(EXTRACTED DATA)
──────────────────────────────
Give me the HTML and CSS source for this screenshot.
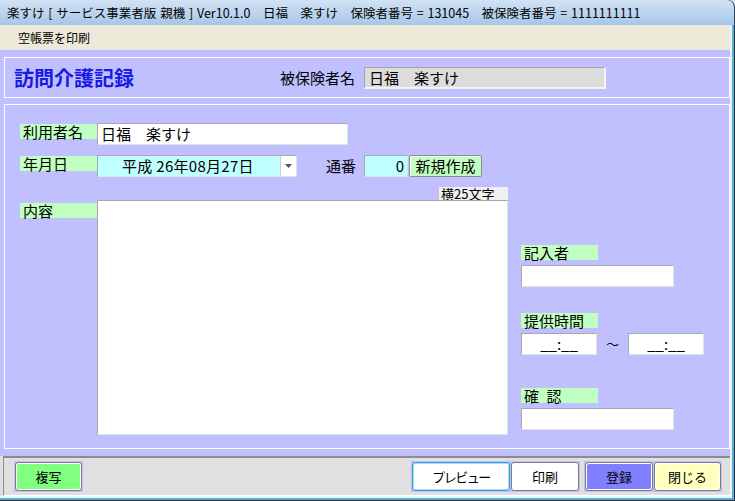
FILE: index.html
```html
<!DOCTYPE html>
<html lang="ja">
<head>
<meta charset="utf-8">
<title>訪問介護記録</title>
<link rel="stylesheet" href="styles.css">
</head>
<body>
<div class="titlebar">楽すけ [ サービス事業者版 親機 ] Ver10.1.0　日福　楽すけ　保険者番号 = 131045　被保険者番号 = 1111111111</div>
<div class="frame">
  <div class="menubar"><span class="menu-item">空帳票を印刷</span></div>
  <div class="main">
    <div class="panel header">
      <div class="page-title">訪問介護記録</div>
      <div class="hdr-label">被保険者名</div>
      <div class="hdr-field">日福　楽すけ</div>
    </div>
    <div class="panel form">
      <div class="col-left">
        <div class="row r1">
          <div class="lbl">利用者名</div>
          <div class="field name">日福　楽すけ</div>
        </div>
        <div class="row r2">
          <div class="lbl">年月日</div>
          <div class="date">
            <div class="date-text">平成 26年08月27日</div>
            <div class="dd"><svg width="7" height="4" viewBox="0 0 7 4"><path d="M0 0H7L3.5 4Z" fill="#4c5670"/></svg></div>
          </div>
          <div class="tsuban">通番</div>
          <div class="field serial">0</div>
          <div class="btn-new">新規作成</div>
        </div>
        <div class="row r3"><div class="hint">横25文字</div></div>
        <div class="row r4">
          <div class="lbl lbl-memo">内容</div>
          <div class="memo"></div>
        </div>
      </div>
      <div class="col-right">
        <div class="lbl rlbl">記入者</div>
        <div class="field rfield"></div>
        <div class="lbl rlbl gap-time">提供時間</div>
        <div class="time-row">
          <div class="field time">__:__</div>
          <div class="tilde">～</div>
          <div class="field time">__:__</div>
        </div>
        <div class="lbl rlbl gap-check">確&ensp;認</div>
        <div class="field rfield"></div>
      </div>
    </div>
  </div>
  <div class="footer">
    <div class="bgroup">
      <div class="btn btn-copy">複写</div>
    </div>
    <div class="right-buttons">
      <div class="bgroup">
        <div class="btn btn-preview">プレビュー</div>
        <div class="btn btn-print">印刷</div>
      </div>
      <div class="bgroup">
        <div class="btn btn-save">登録</div>
        <div class="btn btn-close">閉じる</div>
      </div>
    </div>
  </div>
</div>
</body>
</html>
```
FILE: styles.css
```css
* { box-sizing: border-box; }
html, body { margin: 0; padding: 0; }
body {
  width: 735px;
  height: 501px;
  overflow: hidden;
  font-family: "Noto Sans CJK JP", "DejaVu Sans", sans-serif;
  color: #000;
  background: #e0e0e0;
}
.titlebar {
  height: 25px;
  padding-left: 7px;
  font-size: 12.5px;
  line-height: 25px;
  white-space: nowrap;
  word-spacing: 1px;
  background: linear-gradient(#d2e2f4, #a8c6e8);
  border-top-right-radius: 7px;
  box-shadow: inset -1px 0 0 #33475c;
}
.frame {
  height: 476px;
  padding: 0 5px 5px 0;
  display: flex;
  flex-direction: column;
  background: #e0e0e0;
  box-shadow: inset -1px -1px 0 #22323f, inset -3px -3px 0 #55aee0, inset -5px -5px 0 #eaf4fb;
}
.menubar {
  height: 25px;
  background: #ece9d8;
  font-size: 12px;
  line-height: 25px;
  padding-left: 18px;
}
.main {
  height: 406px;
  background: #c0c0ff;
  padding: 7px 0 7px 4px;
}
.panel { border: 1px solid #fff; }
.header {
  height: 41px;
  display: flex;
  align-items: center;
  padding-left: 9px;
}
.page-title {
  width: 266px;
  font-size: 20px;
  font-weight: bold;
  color: #1a1ae6;
  line-height: 24px;
}
.hdr-label {
  width: 84px;
  font-size: 15px;
  line-height: 20px;
}
.hdr-field {
  width: 242px;
  height: 22px;
  background: #dcdcdc;
  border-style: solid;
  border-width: 1px 2px 2px 1px;
  border-color: #a4a4a4 #f4f4f4 #f4f4f4 #a4a4a4;
  font-size: 15px;
  line-height: 19px;
  padding-left: 4px;
}
.form {
  margin-top: 6px;
  height: 345px;
  display: flex;
  padding: 18px 0 0 15px;
}
.col-left {
  width: 488px;
  display: flex;
  flex-direction: column;
}
.row { display: flex; align-items: flex-start; }
.lbl {
  width: 77px;
  height: 15px;
  background: #c0ffc0;
  font-size: 15px;
  line-height: 15px;
  padding-left: 3px;
  margin-top: 1px;
  white-space: nowrap;
}
.field {
  height: 22px;
  background: #fff;
  border: 1px solid;
  border-color: #a8a8a8 #e2e2e2 #e2e2e2 #a8a8a8;
  font-size: 15px;
  line-height: 20px;
  padding-left: 3px;
  white-space: nowrap;
}
.name { width: 251px; }
.r2 { margin-top: 10px; }
.date {
  width: 200px;
  height: 22px;
  display: flex;
  border: 1px solid;
  border-color: #a8a8a8 #e2e2e2 #e2e2e2 #a8a8a8;
}
.date-text {
  flex: 1;
  background: #c0ffff;
  font-size: 15px;
  line-height: 20px;
  padding-left: 24px;
  white-space: nowrap;
  letter-spacing: 0.3px;
}
.dd {
  width: 16px;
  background: #fff;
  border-left: 1px solid #d0d0d0;
  display: flex;
  align-items: center;
  justify-content: center;
}
.tsuban {
  margin-left: 29px;
  width: 38px;
  font-size: 15px;
  line-height: 22px;
}
.serial {
  width: 44px;
  background: #c0ffff;
  text-align: right;
  padding: 0 3px 0 0;
}
.btn-new {
  width: 73px;
  height: 22px;
  margin-left: 1px;
  background: #c0ffc0;
  border: 1px solid #8c8c8c;
  border-radius: 2px;
  box-shadow: inset 1px 1px 0 #fff;
  font-size: 15px;
  line-height: 20px;
  text-align: center;
}
.r3 { margin-top: 10px; justify-content: flex-end; }
.hint {
  width: 69px;
  height: 13px;
  background: #f0f0f0;
  font-size: 13px;
  line-height: 13px;
  padding-left: 2px;
  white-space: nowrap;
}
.lbl-memo { margin-top: 3px; }
.memo {
  width: 411px;
  height: 235px;
  background: #fff;
  border: 1px solid;
  border-color: #a8a8a8 #e2e2e2 #e2e2e2 #a8a8a8;
}
.col-right {
  margin-left: 13px;
  padding-top: 122px;
  display: flex;
  flex-direction: column;
}
.rlbl { margin-top: 0; }
.rfield { width: 153px; margin-top: 5px; }
.gap-time { margin-top: 26px; }
.gap-check { margin-top: 33px; }
.time-row { display: flex; margin-top: 5px; }
.time { width: 76px; text-align: center; padding: 0; }
.tilde {
  width: 31px;
  text-align: center;
  font-size: 13px;
  line-height: 22px;
}
.footer {
  height: 40px;
  margin-left: 3px;
  border-top: 2px solid #8c8c8c;
  border-left: 1px solid #8c8c8c;
  border-bottom: 1px solid #fff;
  background: #e0e0e0;
  display: flex;
  justify-content: space-between;
  align-items: flex-start;
  padding: 3px 8px 0 10px;
}
.right-buttons { display: flex; gap: 4px; }
.bgroup {
  display: flex;
  gap: 1px;
  padding: 1px;
  background: #c0c0ff;
  height: 31px;
}
.btn {
  height: 29px;
  border: 1px solid #7c7c7c;
  border-radius: 3px;
  box-shadow: inset 1px 1px 0 #fff, inset -1px -1px 0 #fff;
  font-size: 13px;
  line-height: 27px;
  text-align: center;
  white-space: nowrap;
}
.btn-copy { width: 67px; background: #80ff80; }
.btn-preview {
  width: 98px;
  background: #fff;
  border-color: #2f9fd8;
  box-shadow: inset 1px 1px 0 #a8dcf2, inset -1px -1px 0 #a8dcf2;
  letter-spacing: -1.5px;
}
.btn-print { width: 68px; background: #fff; }
.btn-save { width: 68px; background: #8080ff; }
.btn-close { width: 67px; background: #ffffc0; }
```
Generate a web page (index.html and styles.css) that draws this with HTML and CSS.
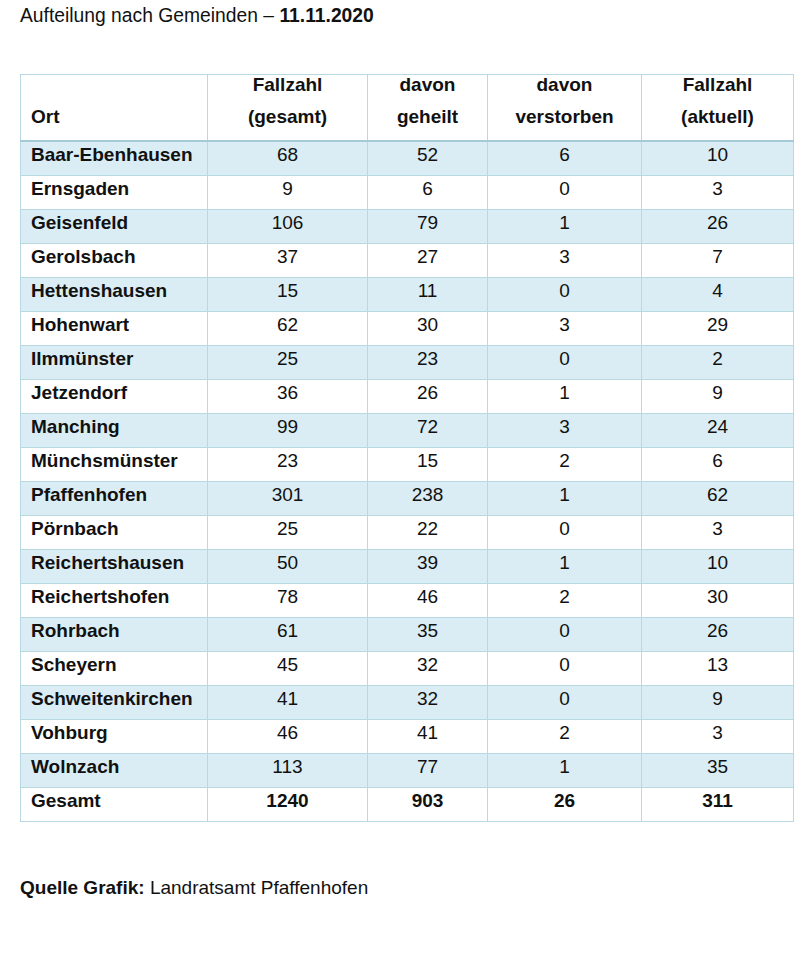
FILE: index.html
```html
<!DOCTYPE html>
<html lang="de">
<head>
<meta charset="utf-8">
<title>Aufteilung nach Gemeinden</title>
<link rel="stylesheet" href="styles.css">
</head>
<body>
<p class="title">Aufteilung nach Gemeinden – <b>11.11.2020</b></p>
<table class="cases">
  <colgroup>
    <col class="c1"><col class="c2"><col class="c3"><col class="c4"><col class="c5">
  </colgroup>
  <thead>
    <tr>
      <th class="name"><span class="hl">&nbsp;</span><span class="hl">Ort</span></th>
      <th><span class="hl">Fallzahl</span><span class="hl">(gesamt)</span></th>
      <th><span class="hl">davon</span><span class="hl">geheilt</span></th>
      <th><span class="hl">davon</span><span class="hl">verstorben</span></th>
      <th><span class="hl">Fallzahl</span><span class="hl">(aktuell)</span></th>
    </tr>
  </thead>
  <tbody>
    <tr class="alt"><td class="name">Baar-Ebenhausen</td><td>68</td><td>52</td><td>6</td><td>10</td></tr>
    <tr><td class="name">Ernsgaden</td><td>9</td><td>6</td><td>0</td><td>3</td></tr>
    <tr class="alt"><td class="name">Geisenfeld</td><td>106</td><td>79</td><td>1</td><td>26</td></tr>
    <tr><td class="name">Gerolsbach</td><td>37</td><td>27</td><td>3</td><td>7</td></tr>
    <tr class="alt"><td class="name">Hettenshausen</td><td>15</td><td>11</td><td>0</td><td>4</td></tr>
    <tr><td class="name">Hohenwart</td><td>62</td><td>30</td><td>3</td><td>29</td></tr>
    <tr class="alt"><td class="name">Ilmmünster</td><td>25</td><td>23</td><td>0</td><td>2</td></tr>
    <tr><td class="name">Jetzendorf</td><td>36</td><td>26</td><td>1</td><td>9</td></tr>
    <tr class="alt"><td class="name">Manching</td><td>99</td><td>72</td><td>3</td><td>24</td></tr>
    <tr><td class="name">Münchsmünster</td><td>23</td><td>15</td><td>2</td><td>6</td></tr>
    <tr class="alt"><td class="name">Pfaffenhofen</td><td>301</td><td>238</td><td>1</td><td>62</td></tr>
    <tr><td class="name">Pörnbach</td><td>25</td><td>22</td><td>0</td><td>3</td></tr>
    <tr class="alt"><td class="name">Reichertshausen</td><td>50</td><td>39</td><td>1</td><td>10</td></tr>
    <tr><td class="name">Reichertshofen</td><td>78</td><td>46</td><td>2</td><td>30</td></tr>
    <tr class="alt"><td class="name">Rohrbach</td><td>61</td><td>35</td><td>0</td><td>26</td></tr>
    <tr><td class="name">Scheyern</td><td>45</td><td>32</td><td>0</td><td>13</td></tr>
    <tr class="alt"><td class="name">Schweitenkirchen</td><td>41</td><td>32</td><td>0</td><td>9</td></tr>
    <tr><td class="name">Vohburg</td><td>46</td><td>41</td><td>2</td><td>3</td></tr>
    <tr class="alt"><td class="name">Wolnzach</td><td>113</td><td>77</td><td>1</td><td>35</td></tr>
    <tr class="total"><td class="name">Gesamt</td><td>1240</td><td>903</td><td>26</td><td>311</td></tr>
  </tbody>
</table>
<p class="source"><b>Quelle Grafik:</b> Landratsamt Pfaffenhofen</p>
</body>
</html>
```
FILE: styles.css
```css
html, body {
  margin: 0;
  padding: 0;
  background: #ffffff;
}
body {
  font-family: "Liberation Sans", Arial, sans-serif;
  color: #111111;
  padding: 0 0 0 20px;
}
.title {
  margin: 0;
  padding-top: 5px;
  font-size: 19.3px;
  line-height: 22px;
}
.cases {
  margin-top: 47px;
  border-collapse: collapse;
  table-layout: fixed;
  width: 773px;
  font-size: 19px;
}
.c1 { width: 187px; }
.c2 { width: 160px; }
.c3 { width: 120px; }
.c4 { width: 154px; }
.c5 { width: 152px; }
.cases th, .cases td {
  border: 1px solid #b9d9e2;
  text-align: center;
  padding: 0;
}
.cases th {
  font-weight: bold;
  vertical-align: top;
  padding: 0 10px 13px;
  border-bottom: 2px solid #a3cbd7;
}
.hl {
  display: block;
  line-height: 20px;
}
.hl + .hl {
  margin-top: 12px;
}
.cases td {
  height: 34px;
  box-sizing: border-box;
  line-height: 22px;
  vertical-align: top;
  padding-top: 2px;
}
.cases .name {
  text-align: left;
  padding-left: 10px;
  font-weight: bold;
}
.alt td {
  background: #daedf4;
}
.total td {
  font-weight: bold;
}
.source {
  margin: 55px 0 0;
  font-size: 19px;
  line-height: 22px;
}
```
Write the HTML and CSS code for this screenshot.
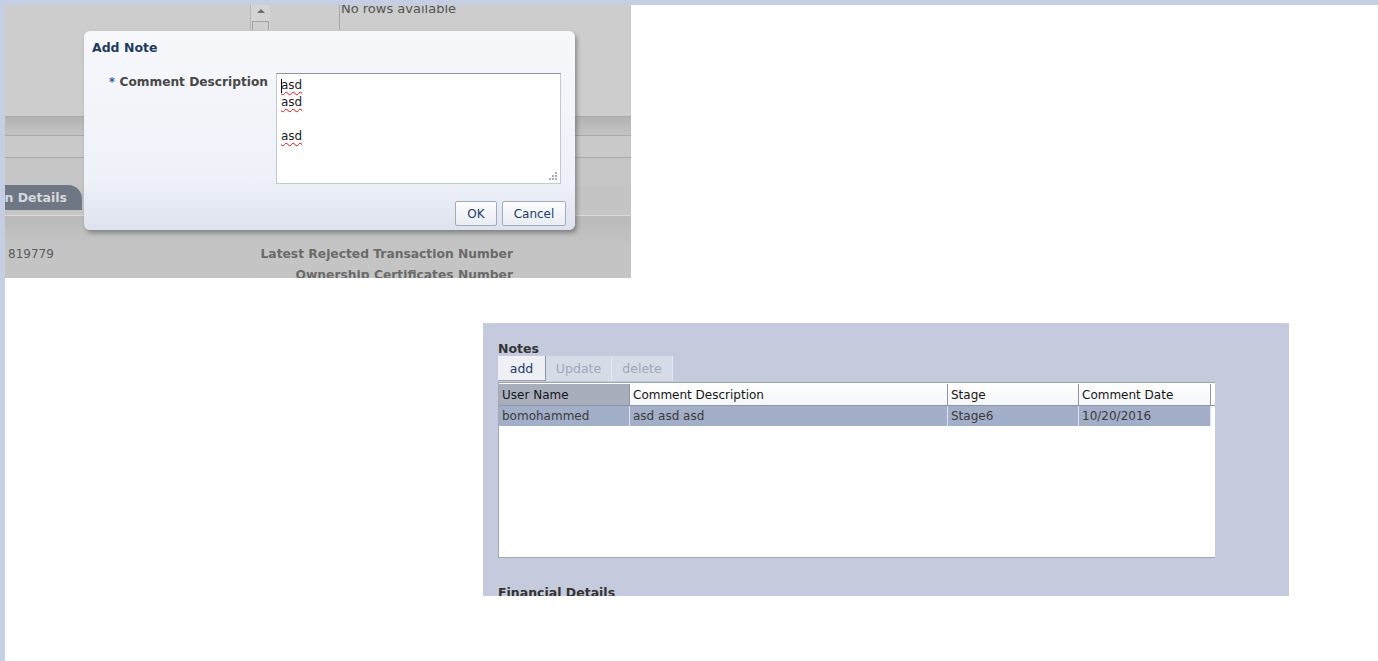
──────────────────────────────
(EXERCISE AIM) Write out every line of the data that holds the word "page".

(WRITTEN SOLUTION)
      <div class="page-title">訪問介護記録</div>
.page-title {
Generate a web page (index.html and styles.css) that draws this with HTML and CSS.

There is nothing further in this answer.